Classe 1956, appassionato di cultura, teatro, scrittura e giornalismo, Marcello Primiceri, dopo alcune esperienze a Milano e Roma, iniziò a scrivere prima per il settimanale “La Tribuna del Salento” e poi per il “Quotidiano di Lecce, Brindisi e Taranto” (oggi Nuovo Quotidiano di Puglia) fondato nel 1979. Collaboratore nel settore Cultura e spettacoli, nel 1985 lasciò il giornale per inseguire il suo sogno. Nel 1981 aveva fondato, insieme a un gruppo di amici e amiche, Astràgali Teatro, la prima compagnia professionista del Salento. «Marcello, scegliendo di lasciare il giornalismo attivo voleva guardare negli occhi i propri interlocutori, registrarne immediatamente le reazioni, viverne le passioni», ricordò il direttore dell’epoca Vittorio Bruno Stamerra.

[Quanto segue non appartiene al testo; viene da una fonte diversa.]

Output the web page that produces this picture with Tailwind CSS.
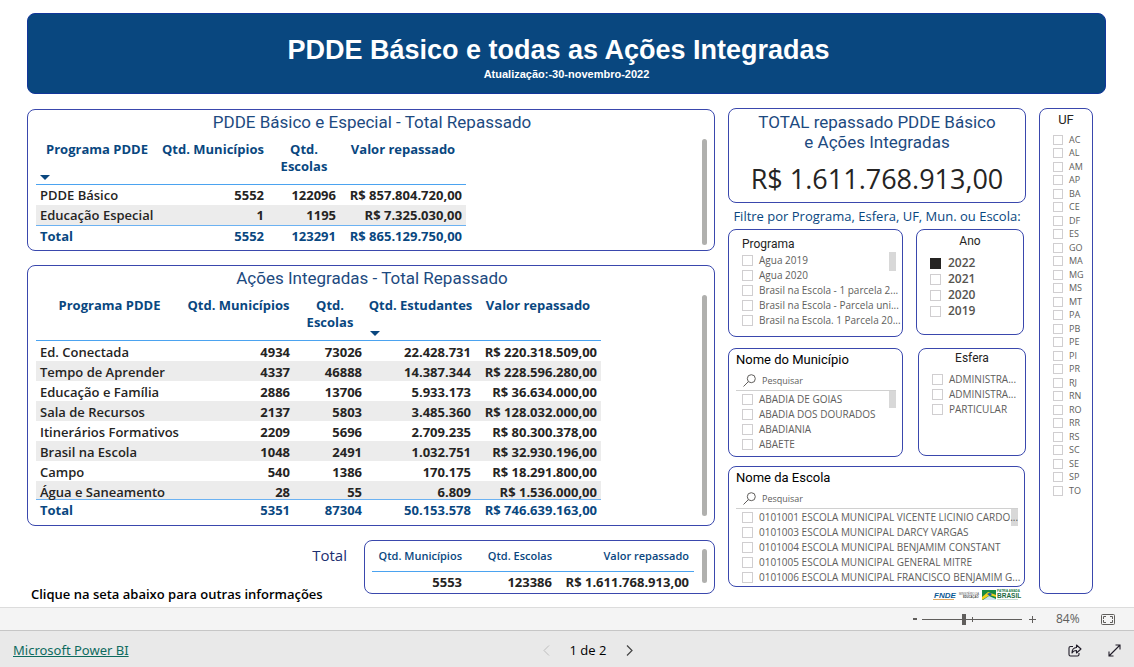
<!DOCTYPE html>
<html lang="pt-BR">
<head>
<meta charset="utf-8">
<title>PDDE Básico e todas as Ações Integradas</title>
<script src="https://cdn.jsdelivr.net/npm/@tailwindcss/browser@4"></script>
</head>
<body class="flex min-h-screen flex-col bg-white font-['Open_Sans','Noto_Sans',sans-serif] text-[#252423]">
<main class="flex grow flex-col pt-[13px] pr-7 pl-[27px]">
  <header class="flex h-[81px] flex-col items-center rounded-lg border border-[#12369a] bg-[#09477f] pt-5 font-['Liberation_Sans',sans-serif] font-bold text-white">
    <h1 class="pr-4 text-[27px] leading-8">PDDE Básico e todas as Ações Integradas</h1>
    <p class="text-[11px] leading-4">Atualização:-30-novembro-2022</p>
  </header>

  <div class="mt-[14px] mr-[13px] grid grid-cols-[minmax(0,688fr)_minmax(0,298fr)_minmax(0,54fr)] items-start gap-x-[13px]">
    <div class="flex flex-col pt-px">
      <section class="flex h-[142px] justify-between rounded-lg border border-[#3a48ad] pr-[7px] pl-2">
        <div class="grow">
          <h2 class="pl-[6px] text-center font-[Roboto,sans-serif] text-[17px] leading-6 text-[#1d4a80]">PDDE Básico e Especial - Total Repassado</h2>
          <table class="mt-[6px] w-[430px] table-fixed text-[13px] leading-[17px]">
            <colgroup><col class="w-[122px]"><col class="w-[110px]"><col class="w-[72px]"><col class="w-[126px]"></colgroup>
            <thead class="text-[#09477f]">
              <tr class="h-11 border-b border-[#4ba3f0] align-top">
                <th class="relative p-0 pt-px font-bold">Programa PDDE<svg class="absolute bottom-1 left-1" width="10" height="5" viewBox="0 0 10 5" aria-hidden="true"><path d="M0 0h10L5 5z" fill="#09477f"/></svg></th>
                <th class="p-0 pt-px font-bold">Qtd. Municípios</th><th class="p-0 pt-px font-bold">Qtd.<br>Escolas</th><th class="p-0 pt-px font-bold">Valor repassado</th>
              </tr>
            </thead>
            <tbody id="basico"></tbody>
          </table>
        </div>
        <div class="mt-[29px] h-[106px] w-[5px] rounded-full bg-[#b0b0ae]"></div>
      </section>

      <section class="mt-[14px] flex h-[261px] justify-between rounded-lg border border-[#3a48ad] pr-[7px] pl-2">
        <div class="grow">
          <h2 class="pl-[6px] text-center font-[Roboto,sans-serif] text-[17px] leading-6 text-[#1d4a80]">Ações Integradas - Total Repassado</h2>
          <table class="mt-[6px] w-[565px] table-fixed text-[13px] leading-[17px]">
            <colgroup><col class="w-[147px]"><col class="w-[111px]"><col class="w-[72px]"><col class="w-[109px]"><col class="w-[126px]"></colgroup>
            <thead class="text-[#09477f]">
              <tr class="h-11 border-b border-[#4ba3f0] align-top">
                <th class="p-0 pt-px font-bold">Programa PDDE</th><th class="p-0 pt-px font-bold">Qtd. Municípios</th><th class="p-0 pt-px font-bold">Qtd.<br>Escolas</th>
                <th class="relative p-0 pt-px font-bold">Qtd. Estudantes<svg class="absolute bottom-1 left-1" width="10" height="5" viewBox="0 0 10 5" aria-hidden="true"><path d="M0 0h10L5 5z" fill="#09477f"/></svg></th>
                <th class="p-0 pt-px font-bold">Valor repassado</th>
              </tr>
            </thead>
            <tbody id="integradas"></tbody>
          </table>
        </div>
        <div class="mt-[29px] h-[221px] w-[5px] rounded-full bg-[#b0b0ae]"></div>
      </section>

      <div class="mt-[14px] flex justify-between">
        <div class="flex grow flex-col justify-between">
          <p class="pr-[17px] text-right text-[15px] leading-[30px] text-[#1c2f70]">Total</p>
          <p class="-mb-2 pl-1 text-[13px] leading-4 font-semibold text-black">Clique na seta abaixo para outras informações</p>
        </div>
        <section class="flex h-[54px] w-[351px] justify-between rounded-lg border border-[#3a48ad] pr-[7px] pl-[7px]">
          <table class="w-[322px] table-fixed text-right text-[13px] leading-[18px] font-bold">
            <colgroup><col class="w-[95px]"><col class="w-[90px]"><col class="w-[137px]"></colgroup>
            <thead class="text-[11px] text-[#09477f]">
              <tr class="h-[30px] border-b border-[#4ba3f0]"><th class="p-0 pr-[5px] font-semibold">Qtd. Municípios</th><th class="p-0 pr-[5px] font-semibold">Qtd. Escolas</th><th class="p-0 pr-[5px] font-semibold">Valor repassado</th></tr>
            </thead>
            <tbody><tr><td class="p-0 pr-[5px]">5553</td><td class="p-0 pr-[5px]">123386</td><td class="p-0 pr-[5px]">R$ 1.611.768.913,00</td></tr></tbody>
          </table>
          <div class="mt-2 h-[34px] w-[5px] rounded-full bg-[#b0b0ae]"></div>
        </section>
      </div>
    </div>

    <div class="flex flex-col">
      <section class="flex h-[95px] flex-col items-center rounded-lg border border-[#3a48ad] pt-[3px]">
        <h2 class="text-center font-[Roboto,sans-serif] text-[17px] leading-5 text-[#1d4a80]">TOTAL repassado PDDE Básico<br>e Ações Integradas</h2>
        <p class="mt-[9px] text-[27px] leading-9">R$ 1.611.768.913,00</p>
      </section>
      <p class="py-1 text-center text-[13px] leading-[18px] whitespace-nowrap text-[#09477f]">Filtre por Programa, Esfera, UF, Mun. ou Escola:</p>

      <div class="flex items-start justify-between pr-[2px]">
        <section class="flex h-[108px] w-[175px] justify-between rounded-lg border border-[#3a48ad] pt-[6px] pr-[6px] pl-[13px]">
          <div class="w-full min-w-0"><h3 class="font-[Roboto,sans-serif] text-[12px] leading-[17px]">Programa</h3><ul id="programa" class="text-[10px] text-[#605e5c]"></ul></div>
          <div class="mt-4 h-[19px] w-[7px] shrink-0 bg-[#d8d8d8]"></div>
        </section>
        <section class="h-[106px] w-[108px] rounded-lg border border-[#3a48ad] pt-[2px] pl-[13px]">
          <h3 class="pr-[13px] text-center font-[Roboto,sans-serif] text-[12px] leading-[18px]">Ano</h3>
          <ul id="ano" class="mt-[5px] text-[12px] font-semibold text-[#55534f]"></ul>
        </section>
      </div>

      <div class="mt-[11px] flex items-start justify-between">
        <section class="h-[109px] w-[175px] rounded-lg border border-[#3a48ad] pr-[6px] pl-[7px]">
          <h3 class="font-[Roboto,sans-serif] text-[13px] leading-[22px] text-black">Nome do Município</h3>
          <label class="flex h-5 items-center gap-[6px] border-b border-[#d0d0d0] pl-[7px]">
            <svg class="shrink-0" width="13" height="13" viewBox="0 0 13 13" fill="none" stroke="#605e5c" aria-hidden="true"><circle cx="8.300" cy="4.700" r="4"/><path d="M5.400 7.600L.5 12.500"/></svg>
            <input type="search" aria-label="Pesquisar município" placeholder="Pesquisar" class="w-full min-w-0 text-[9px] outline-none placeholder:text-[#605e5c]">
          </label>
          <div class="flex items-start justify-between pl-[6px]"><ul id="municipio" class="w-full min-w-0 pt-px text-[10px] text-[#605e5c]"></ul><div class="h-[17px] w-[7px] shrink-0 bg-[#d8d8d8]"></div></div>
        </section>
        <section class="h-[108px] w-[108px] rounded-lg border border-[#3a48ad] pt-[1px] pl-[13px]">
          <h3 class="pr-[13px] text-center font-[Roboto,sans-serif] text-[12px] leading-4">Esfera</h3>
          <ul id="esfera" class="mt-[6px] text-[10px] text-[#605e5c]"></ul>
        </section>
      </div>

      <section class="mt-[9px] mr-px h-[121px] rounded-lg border border-[#3a48ad] pr-[6px] pl-[7px]">
        <h3 class="font-[Roboto,sans-serif] text-[13px] leading-[22px] text-black">Nome da Escola</h3>
        <label class="flex h-5 items-center gap-[6px] border-b border-[#d0d0d0] pl-[7px]">
          <svg class="shrink-0" width="13" height="13" viewBox="0 0 13 13" fill="none" stroke="#605e5c" aria-hidden="true"><circle cx="8.300" cy="4.700" r="4"/><path d="M5.400 7.600L.5 12.500"/></svg>
          <input type="search" aria-label="Pesquisar escola" placeholder="Pesquisar" class="w-full min-w-0 text-[9px] outline-none placeholder:text-[#605e5c]">
        </label>
        <div class="flex items-start justify-between pl-[6px]"><ul id="escola" class="z-10 w-full min-w-0 pt-px text-[10px] text-[#605e5c]"></ul><div class="h-[17px] w-[7px] shrink-0 bg-[#d8d8d8]"></div></div>
      </section>

      <div class="mt-[2px] mr-1 flex justify-end">
        <svg width="89" height="13" viewBox="0 0 89 13" role="img" aria-label="FNDE, Ministério da Educação, Brasil">
          <text x="1" y="9" font-family="Liberation Sans" font-size="8" font-weight="bold" font-style="italic" fill="#0b5a96">FNDE</text>
          <path d="M0 10.500h21" stroke="#e0a860" stroke-width="1"/>
          <text x="26" y="6" font-family="Liberation Sans" font-size="2.700" fill="#555">MINISTÉRIO DA</text>
          <text x="30" y="9" font-family="Liberation Sans" font-size="2.700" font-weight="bold" fill="#444">EDUCAÇÃO</text>
          <path d="M49 1h14v10H49z" fill="#178a43"/><path d="M49 8l6-5 8 3v2l-6-2-8 5z" fill="#f2cf1d"/><path d="M54 5q3-2 5 0l-2 2z" fill="#1d5ba5"/><path d="M50 11l6-4 7 3v1z" fill="#cfe3ee"/>
          <text x="64" y="3" font-family="Liberation Sans" font-size="3" font-weight="bold" fill="#1c7a45">PÁTRIA AMADA</text>
          <text x="64" y="9" font-family="Liberation Sans" font-size="6.500" font-weight="bold" fill="#1c6b3f">BRASIL</text>
          <path d="M64 10.500h21" stroke="#8fb59f" stroke-width=".5"/>
        </svg>
      </div>
    </div>

    <section class="h-[486px] rounded-lg border border-[#3a48ad] pt-[2px] pl-[13px]">
      <h3 class="pr-[13px] text-center font-[Roboto,sans-serif] text-[13px] leading-[18px]">UF</h3>
      <ul id="uf" class="mt-1 flex h-[364px] flex-col justify-between text-[9px] text-[#605e5c]"></ul>
    </section>
  </div>
</main>

<div class="flex h-[23px] items-center justify-end border-t border-[#dcdcdc] bg-[#f4f4f4] pr-[19px] text-[12px] text-[#605e5c]">
  <button class="flex h-4 w-[14px] items-center justify-center" aria-label="Reduzir"><svg width="4" height="2" viewBox="0 0 4 2" aria-hidden="true"><path d="M0 0h4v2H0z" fill="#605e5c"/></svg></button>
  <svg width="100" height="13" viewBox="0 0 100 13" role="img" aria-label="Zoom"><path d="M0 6.500h100" stroke="#605e5c"/><path d="M40 1h4v11h-4z" fill="#605e5c"/><path d="M50.500 4v5" stroke="#605e5c"/></svg>
  <button class="w-5" aria-label="Ampliar"><svg class="mx-auto" width="8" height="8" viewBox="0 0 8 8" stroke="#605e5c" aria-hidden="true"><path d="M4.500 1v7M1 4.500h7"/></svg></button>
  <span class="ml-[14px] w-[45px]">84%</span>
  <button aria-label="Ajustar à página"><svg width="14" height="11" viewBox="0 0 14 11" fill="none" stroke="#605e5c" aria-hidden="true"><rect x=".5" y=".5" width="13" height="10" rx="1"/><path d="M2.500 5V2.500H5M9 2.500h2.500V5M11.500 6v2.500H9M5 8.500H2.500V6"/></svg></button>
</div>
<footer class="grid h-[37px] grid-cols-3 items-center border-t border-[#c6c6c6] bg-[#e9e9e9] px-[13px] pt-[3px] text-[13px]">
  <a href="#" class="justify-self-start font-['Noto_Sans',sans-serif] text-[#0e6b5f] underline">Microsoft Power BI</a>
  <nav class="flex items-center justify-center gap-5 pl-[42px] whitespace-nowrap text-black">
    <button aria-label="Anterior"><svg width="7" height="11" viewBox="0 0 7 11" fill="none" stroke="#bdbdbd" aria-hidden="true"><path d="M6 .5L1 5.500l5 5"/></svg></button>
    <span>1 de 2</span>
    <button aria-label="Próxima"><svg width="7" height="11" viewBox="0 0 7 11" fill="none" stroke="#444" stroke-width="1.200" aria-hidden="true"><path d="M1 .5l5 5-5 5"/></svg></button>
  </nav>
  <div class="flex items-center justify-end gap-[26px]">
    <button aria-label="Compartilhar"><svg width="14" height="13" viewBox="0 0 14 13" fill="none" stroke="#201c28" stroke-width="1.100" stroke-linejoin="round" aria-hidden="true"><path d="M5 2.500H2.500a1.500 1.500 0 0 0-1.500 1.500v6.500A1.500 1.500 0 0 0 2.500 12h7a1.500 1.500 0 0 0 1.500-1.500V9"/><path d="M8.500 1l4.500 4-4.500 4V6.500C6 6.500 4.700 7.500 4 9c0-3.500 1.500-5.300 4.500-5.500z"/></svg></button>
    <button aria-label="Tela inteira"><svg width="13" height="13" viewBox="0 0 13 13" fill="none" stroke="#201c28" stroke-width="1.100" aria-hidden="true"><path d="M1 12L12 1M7.500 1H12v4.500M1 7.500V12h4.500"/></svg></button>
  </div>
</footer>

<script>
const rows = (id, data, total, rowBox, lastBox) => {
  document.getElementById(id).innerHTML = data.map((r, i) =>
    '<tr class="' + (i % 2 ? 'bg-[#ececec]' : '') + '">' + r.map((c, j) =>
      '<td class="' + (j ? 'p-0 pr-1 text-right font-bold whitespace-nowrap' : 'p-0 pl-1 font-semibold whitespace-nowrap') + '"><div class="' +
      (i === data.length - 1 ? lastBox : rowBox) + '">' + c + '</div></td>').join('') + '</tr>'
  ).join('') + '<tr class="border-t border-[#6cb2f2] font-bold text-[#09477f]">' + total.map((c, j) =>
    '<td class="' + (j ? 'p-0 pr-1 text-right whitespace-nowrap' : 'p-0 pl-1') + '"><div class="leading-[21px]">' + c + '</div></td>').join('') + '</tr>';
};
rows('basico', [['PDDE Básico', '5552', '122096', 'R$ 857.804.720,00'], ['Educação Especial', '1', '1195', 'R$ 7.325.030,00']],
  ['Total', '5552', '123291', 'R$ 865.129.750,00'], 'h-5 leading-5', 'h-5 leading-5');
rows('integradas', [
  ['Ed. Conectada', '4934', '73026', '22.428.731', 'R$ 220.318.509,00'],
  ['Tempo de Aprender', '4337', '46888', '14.387.344', 'R$ 228.596.280,00'],
  ['Educação e Família', '2886', '13706', '5.933.173', 'R$ 36.634.000,00'],
  ['Sala de Recursos', '2137', '5803', '3.485.360', 'R$ 128.032.000,00'],
  ['Itinerários Formativos', '2209', '5696', '2.709.235', 'R$ 80.300.378,00'],
  ['Brasil na Escola', '1048', '2491', '1.032.751', 'R$ 32.930.196,00'],
  ['Campo', '540', '1386', '170.175', 'R$ 18.291.800,00'],
  ['Água e Saneamento', '28', '55', '6.809', 'R$ 1.536.000,00']],
  ['Total', '5351', '87304', '50.153.578', 'R$ 746.639.163,00'], 'h-5 leading-[22px]', 'h-[18px] leading-[22px]');

const list = (id, items, rowClass, boxClass, checked) => {
  document.getElementById(id).innerHTML = items.map((t, i) =>
    '<li><label class="' + rowClass + '"><input type="checkbox" class="' + boxClass + '"' + (i === checked ? ' checked' : '') + '>' + t + '</label></li>').join('');
};
const row = 'flex h-[15px] items-center gap-[6px] whitespace-nowrap';
const box = 'size-[11px] shrink-0 appearance-none border border-[#d0ced0] bg-white checked:border-[#252423] checked:bg-[#252423]';
list('programa', ['Agua 2019', 'Agua 2020', 'Brasil na Escola - 1 parcela 2...', 'Brasil na Escola - Parcela uni...', 'Brasil na Escola. 1 Parcela 20...'], row, box);
list('ano', ['2022', '2021', '2020', '2019'], 'flex h-4 items-center gap-[7px]', box, 0);
list('municipio', ['ABADIA DE GOIAS', 'ABADIA DOS DOURADOS', 'ABADIANIA', 'ABAETE'], row, box);
list('esfera', ['ADMINISTRA...', 'ADMINISTRA...', 'PARTICULAR'], row, box);
list('escola', ['0101001 ESCOLA MUNICIPAL VICENTE LICINIO CARDO...', '0101003 ESCOLA MUNICIPAL DARCY VARGAS', '0101004 ESCOLA MUNICIPAL BENJAMIM CONSTANT', '0101005 ESCOLA MUNICIPAL GENERAL MITRE', '0101006 ESCOLA MUNICIPAL FRANCISCO BENJAMIM G...'], row, box);
list('uf', 'AC AL AM AP BA CE DF ES GO MA MG MS MT PA PB PE PI PR RJ RN RO RR RS SC SE SP TO'.split(' '), 'flex h-[13px] items-center gap-[6px]', 'size-[10px] shrink-0 appearance-none border border-[#d0ced0] bg-white checked:bg-[#252423]');
</script>
</body>
</html>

Dopo una serie di spettacoli e progetti – “Sogno di una notte di mezza estate”, “Uccidiamo il chiaro di luna”, “Luna e acciaio”, “Aurora e deliri” – morì a soli 31 anni in una sera di pioggia del 10 dicembre 1987, sulla statale 16, nei pressi di Mola di Bari, mentre tornava dal capoluogo. «Caparbio, spesso polemico, ma rigorosamente coerente con le sue idee, con gli obiettivi che si era prefissato, inventò la compagnia con entusiasmo, e lo si capiva guardando i suoi occhi, che gli si illuminavano quando ne parlava», ha scritto Dino Levante sulla Gazzetta del Mezzogiorno nel trentennale della morte.
La compagnia Astràgali Teatro nasce nel 1981 a Lecce per fare teatro, per formare attori, per dare vita ad uno spazio di circolazione dei discorsi e delle pratiche. Riconosciuta dal 1985 dal Ministero per i Beni e le Attività Culturali come compagnia teatrale d’innovazione, dal 2012 è sede del Centro Italiano dell’International Theatre Institute dell’Unesco ed è membro dell’Anna Lindh Euro-Mediterranean Foundation for the Dialogue between Cultures. Ha realizzato progetti artistici, spettacoli, attività in circa 30 paesi in tutto il mondo. Nel corso di questi anni numerosi spettacoli hanno trovato casa in molti luoghi si grande interesse culturale in Italia e all’estero, anche in siti patrimonio dell’umanità dell’Unesco.